Penn State (-1, 53.5) at No. 12 Michigan State
It doesn’t have the same juice as some of the other rivalries, although it is intriguing. Michigan State, after such a dreadful weekend, has another really difficult matchup to close out the regular season. Playing at home should help. Not playing Ohio State should, too. But Penn State, which started slow against Rutgers last week, ultimately picked up the pace and covered the two-touchdown spread. The Nittany Lions have actually covered the spread in three-of-four, and the lone loss (Michigan) could’ve been a win. As for this game, I’m just not sure what we will get out of Sparty. After such a brutal defeat, I’m curious to see what we get as a response. This one is hard to figure out.

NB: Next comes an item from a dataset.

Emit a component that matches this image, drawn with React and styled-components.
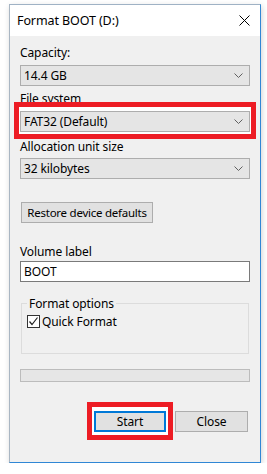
import React from 'react'
import styled, { createGlobalStyle } from "styled-components"

const Global = createGlobalStyle`
  body {
    margin: 0;
    background: #fff;
    font-family: "Noto Sans", "Open Sans", sans-serif;
  }
`;

const Window = styled.div`
  width: 250px;
  margin: 4px 0 0 9px;
  border: 1px solid;
  border-color: #9fb2c5 #3087d5 #3087d5 #a9b6c3;
  box-shadow: 1px 2px 6px rgba(0, 0, 0, 0.18);
  background: #f0f0f0;
  color: #000;
  font-size: 12px;
  letter-spacing: -0.1px;
`;

const TitleBar = styled.div`
  height: 31px;
  background: #fff;
  display: flex;
  align-items: center;
  justify-content: space-between;
  padding: 0 10px 0 7px;
  font-size: 12.5px;
`;

const Body = styled.div`
  padding: 9px 10px 30px 10px;
  display: flex;
  flex-direction: column;
`;

const Label = styled.div`
  height: 16px;
  line-height: 16px;
  white-space: nowrap;
  margin-top: ${p => p.top || 0}px;
  margin-bottom: ${p => p.bottom || 4}px;
`;

const Combo = styled.div`
  height: 21px;
  box-sizing: border-box;
  border: 1px solid #adadad;
  background: #e5e5e5;
  display: flex;
  align-items: center;
  justify-content: space-between;
  padding: 0 6px 0 3px;
`;

const Highlight = styled.div`
  position: relative;
  z-index: 0;
  &::before {
    content: "";
    position: absolute;
    inset: ${p => p.inset};
    border: 5px solid #ed1c24;
    background: #fff;
    z-index: -1;
  }
`;

const Button = styled.button`
  height: 21px;
  box-sizing: border-box;
  border: ${p => (p.focused ? "2px solid #0078d7" : "1px solid #adadad")};
  background: #e1e1e1;
  font: inherit;
  letter-spacing: inherit;
  color: #000;
  padding: 0;
  width: ${p => p.w}px;
  white-space: nowrap;
  display: block;
`;

const RestoreButton = styled(Button)`
  margin: 23px 0 0 1px;
  font-size: 11.5px;
  letter-spacing: -0.25px;
`;

const TextInput = styled.div`
  height: 21px;
  box-sizing: border-box;
  border: 1px solid #7a7a7a;
  background: #fff;
  display: flex;
  align-items: center;
  padding: 0 3px;
`;

const Group = styled.fieldset`
  margin: 13px 1px 0 1px;
  padding: 1px 5px 0 5px;
  height: 59px;
  box-sizing: border-box;
  border: 1px solid #dcdcdc;
  min-width: 0;
`;

const Legend = styled.legend`
  padding: 0 2px;
  margin-left: 0;
  font-size: 12px;
`;

const CheckRow = styled.label`
  display: flex;
  align-items: center;
  gap: 2px;
`;

const Box = styled.span`
  width: 13px;
  height: 13px;
  box-sizing: border-box;
  border: 1px solid #333;
  background: #fff;
  display: flex;
  align-items: center;
  justify-content: center;
`;

const Progress = styled.div`
  margin-top: 15px;
  height: 13px;
  box-sizing: border-box;
  border: 1px solid #bcbcbc;
  background: #e6e6e6;
`;

const ButtonRow = styled.div`
  margin-top: 29px;
  padding-right: 2px;
  display: flex;
  justify-content: flex-end;
  gap: 9px;
`;

const Chevron = () => (
  <svg width="9" height="5" viewBox="0 0 9 5">
    <path d="M0.5 0.5 L4.5 4.5 L8.5 0.5" fill="none" stroke="#606060" strokeWidth="1" />
  </svg>
);

const CloseIcon = () => (
  <svg width="11" height="11" viewBox="0 0 11 11">
    <path d="M0.5 0.5 L10.5 10.5 M10.5 0.5 L0.5 10.5" stroke="#000" strokeWidth="1" />
  </svg>
);

const Check = () => (
  <svg width="11" height="11" viewBox="0 0 11 11">
    <path d="M1.5 5.5 L4 8.5 L9.5 1.5" fill="none" stroke="#222" strokeWidth="1.2" />
  </svg>
);

function Select({ value }) {
  return (
    <Combo>
      <span>{value}</span>
      <Chevron />
    </Combo>
  );
}

export default function App() {
  return (
    <>
      <Global />
      <Window>
        <TitleBar>
          <span>Format BOOT (D:)</span>
          <CloseIcon />
        </TitleBar>
        <Body>
          <Label>Capacity:</Label>
          <Select value="14.4 GB" />

          <Label top={5}>File system</Label>
          <Highlight inset="-9px -6px -7px -6px">
            <Select value="FAT32 (Default)" />
          </Highlight>

          <Label top={7} bottom={3}>Allocation unit size</Label>
          <Select value="32 kilobytes" />

          <RestoreButton w={132}>Restore device defaults</RestoreButton>

          <Label top={21} bottom={1}>Volume label</Label>
          <TextInput>BOOT</TextInput>

          <Group>
            <Legend>Format options</Legend>
            <CheckRow>
              <Box><Check /></Box>
              Quick Format
            </CheckRow>
          </Group>

          <Progress />

          <ButtonRow>
            <Highlight inset="-9px -7px -8px -7px">
              <Button w={72} focused>Start</Button>
            </Highlight>
            <Button w={73}>Close</Button>
          </ButtonRow>
        </Body>
      </Window>
    </>
  );
}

Last Call: Parting Shots on Other Games of Note
Alabama (-20, 55) at Auburn: After Auburn’s outright loss to South Carolina, this one could get ugly. Or, perhaps Alabama is already looking ahead to Georgia. Or, perhaps Alabama simply isn’t as superb as it normally is. All might be true. Lots to mull over.
Wisconsin (-6.5, 38) at Minnesota: It might not be pretty, but it could be significant. The Big Ten West is still to be decided, and this game will help decide it. The total says a lot, and I tend to think we’ll get exactly the kind of game.
Washington State (-2, 43.5) at Washington: We end with the Apple Cup, which will be coached by two interim coaches having dealt with very weird years. Wazzu, however, has really rallied, and Jake Dickert has stepped in and done quite well.